Les pièces poétiques d’Aït Menguellet deviennent de plus en plus élaborées par le recours à l’abstraction. Cette dernière met en scène les cas les plus généraux qui puissent se poser à l’homme où qu’il soit. Cette forme de paradigme d’accès à l’universalité n’exonère nullement le texte des repères et indices de l’algérianité et de la kabylité qui d’ailleurs lui servent de soubassement premier.

Après les poèmes qui disent le désenchantements et la désillusion qui ont succédé à la guerre de Libération (par exemple Amjahed, Ayagu), ‘’Amacahu’’ (1982), tout en continuant à développer cette thématique, amorce une aventure intellectuelle qui se poursuit avec un égal bonheur jusqu’à la dernière production ‘’Yennad Umghar’’(2005). Cela ne signifie guère que les œuvres telles que ‘’Al Musiw’’ ou ‘’Ayagu’’ aient manqué de pertinence ou de profondeur. Ces deux albums porteurs de sens et de puissance ont une place privilégiée dans l’histoire de la poésie kabyle du fait que le premier a précédé le soulèvement de la Kabylie en avril 1980- il en donne même les premiers signes et a joué un grand rôle dans l’éveil de la conscience politique et identitaire-, et le second a succédé à cet important événement et en il exprime les désenchantements et les espoirs.

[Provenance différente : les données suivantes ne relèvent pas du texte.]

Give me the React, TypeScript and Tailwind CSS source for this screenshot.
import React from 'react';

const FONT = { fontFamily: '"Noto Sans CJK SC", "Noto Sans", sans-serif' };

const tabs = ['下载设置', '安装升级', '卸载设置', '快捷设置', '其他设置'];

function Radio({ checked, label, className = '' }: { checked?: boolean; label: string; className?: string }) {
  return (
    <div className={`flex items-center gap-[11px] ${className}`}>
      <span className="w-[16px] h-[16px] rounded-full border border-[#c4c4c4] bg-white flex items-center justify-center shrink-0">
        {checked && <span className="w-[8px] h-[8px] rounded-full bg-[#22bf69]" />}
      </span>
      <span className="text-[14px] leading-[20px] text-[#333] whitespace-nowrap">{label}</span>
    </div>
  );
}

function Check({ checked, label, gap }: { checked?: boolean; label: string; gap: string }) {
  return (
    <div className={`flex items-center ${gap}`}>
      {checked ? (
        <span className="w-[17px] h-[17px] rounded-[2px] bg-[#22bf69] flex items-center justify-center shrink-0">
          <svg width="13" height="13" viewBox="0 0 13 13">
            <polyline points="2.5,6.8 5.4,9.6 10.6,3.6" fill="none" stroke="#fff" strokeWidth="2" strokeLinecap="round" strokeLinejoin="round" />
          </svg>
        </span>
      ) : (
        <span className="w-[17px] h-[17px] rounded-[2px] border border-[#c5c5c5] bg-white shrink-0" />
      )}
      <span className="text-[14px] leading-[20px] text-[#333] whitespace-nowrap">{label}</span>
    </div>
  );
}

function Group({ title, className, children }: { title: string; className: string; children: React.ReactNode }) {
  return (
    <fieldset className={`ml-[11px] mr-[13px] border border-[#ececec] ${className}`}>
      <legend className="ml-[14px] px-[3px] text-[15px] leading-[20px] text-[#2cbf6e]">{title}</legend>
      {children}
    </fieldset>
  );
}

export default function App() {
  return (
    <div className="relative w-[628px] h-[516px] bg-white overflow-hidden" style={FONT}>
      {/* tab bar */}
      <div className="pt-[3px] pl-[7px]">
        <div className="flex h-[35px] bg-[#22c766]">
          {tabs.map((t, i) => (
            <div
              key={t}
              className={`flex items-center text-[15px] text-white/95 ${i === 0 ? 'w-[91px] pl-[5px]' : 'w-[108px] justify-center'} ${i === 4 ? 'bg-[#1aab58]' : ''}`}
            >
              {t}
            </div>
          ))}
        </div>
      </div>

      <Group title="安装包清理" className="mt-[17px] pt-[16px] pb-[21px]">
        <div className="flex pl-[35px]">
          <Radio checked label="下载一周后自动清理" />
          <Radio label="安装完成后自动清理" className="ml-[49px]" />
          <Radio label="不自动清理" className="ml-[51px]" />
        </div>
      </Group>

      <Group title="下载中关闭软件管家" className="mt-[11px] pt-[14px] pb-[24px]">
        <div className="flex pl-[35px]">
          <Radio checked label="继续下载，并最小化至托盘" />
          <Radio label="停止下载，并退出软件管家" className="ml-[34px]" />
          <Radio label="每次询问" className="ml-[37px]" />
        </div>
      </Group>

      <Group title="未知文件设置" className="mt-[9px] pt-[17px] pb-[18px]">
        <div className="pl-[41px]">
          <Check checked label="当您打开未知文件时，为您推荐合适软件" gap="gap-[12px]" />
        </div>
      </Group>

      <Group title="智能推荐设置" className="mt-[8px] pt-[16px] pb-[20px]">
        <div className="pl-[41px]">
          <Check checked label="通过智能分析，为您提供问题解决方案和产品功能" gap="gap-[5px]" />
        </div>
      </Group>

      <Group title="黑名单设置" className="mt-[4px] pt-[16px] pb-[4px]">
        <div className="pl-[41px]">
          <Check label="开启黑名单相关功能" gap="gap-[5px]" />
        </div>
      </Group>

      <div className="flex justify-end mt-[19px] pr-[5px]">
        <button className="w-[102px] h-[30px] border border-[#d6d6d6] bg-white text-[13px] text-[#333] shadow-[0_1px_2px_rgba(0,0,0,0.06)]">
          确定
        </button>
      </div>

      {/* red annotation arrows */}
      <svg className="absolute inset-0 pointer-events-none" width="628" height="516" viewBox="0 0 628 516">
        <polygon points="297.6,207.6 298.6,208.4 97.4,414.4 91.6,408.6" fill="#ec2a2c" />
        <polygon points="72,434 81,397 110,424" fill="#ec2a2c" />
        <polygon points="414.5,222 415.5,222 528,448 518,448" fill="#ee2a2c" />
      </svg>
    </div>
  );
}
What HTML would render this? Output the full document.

Quatre ans après avril 1980, Aït Menguellet scrute d’un œil critique, acerbe, voire même pessimiste, les horizons des principales revendications de la Kabylie. Avec ‘’Ayaqbaïli’’, il exprime la grande désillusion de la population devant un mouvement qui, tout en ayant arraché le droit à l’expression publique de l’identité berbère, demeure aux yeux de tous inabouti.

Ayant pris de la clairvoyance et du monde désillusionné de Si Mohand U M’hand les éléments les plus saillants, s’étant inspiré de certains penseurs universels- comme Machiavel et Ibn Khaldoun- qui désignent pour nous les raisons et les mécanismes des troubles de l’humanité, du goût de domination et des motivation de la tyrannie des hommes, Aït Menguellet demeure néanmoins cet observateur averti qui fait de son village de montagne ce ‘’microcosme’’ à partir duquel il ‘’lit’’ les grands enjeux et les multiples défis qui se posent à l’homme.

Avec un esprit d’humilité et de modestie- que nous retrouvons chez tous ceux qui savent que, face au néant et devant la vanité du monde, nous ne savons rien-, il n’a pas eu toujours eu l’heur d’être compris. ‘’Si je me suis trompé de chemin, je ne suis, après tout, qu’un être humain ; peut-être ai-je mal soupesé’’, lance-t-il à un frère à qui il a voulu exprimer la responsabilité de tous dans une faillite générale.

Le verbe de Lounis Aït Menguellet peut légitimement être considéré comme celui d’un intellectuel d’un nouveau genre : à la sapience traditionnelle kabyle, il a ajouté et greffé l’apport de la culture universelle avec une harmonie qui élève le tout au rang de littérature originale. Et c’est à ce titre que ses pièces poétiques peuvent prétendre dignement à l’enseignement dans nos classes.

Depuis l’expression de la fougue amoureuse et les tabous entourant ce sujet au cours du début des années 70 jusqu’à la réflexion sur le sort de l’humanité et le sentiment de l’absurde dans son dernier album, en passant par la chanson sociale et politique, notre poète a voulu dire l’homme dans toute sa dimension, sa nudité, ses angoisses, ses illusions et ses espoirs.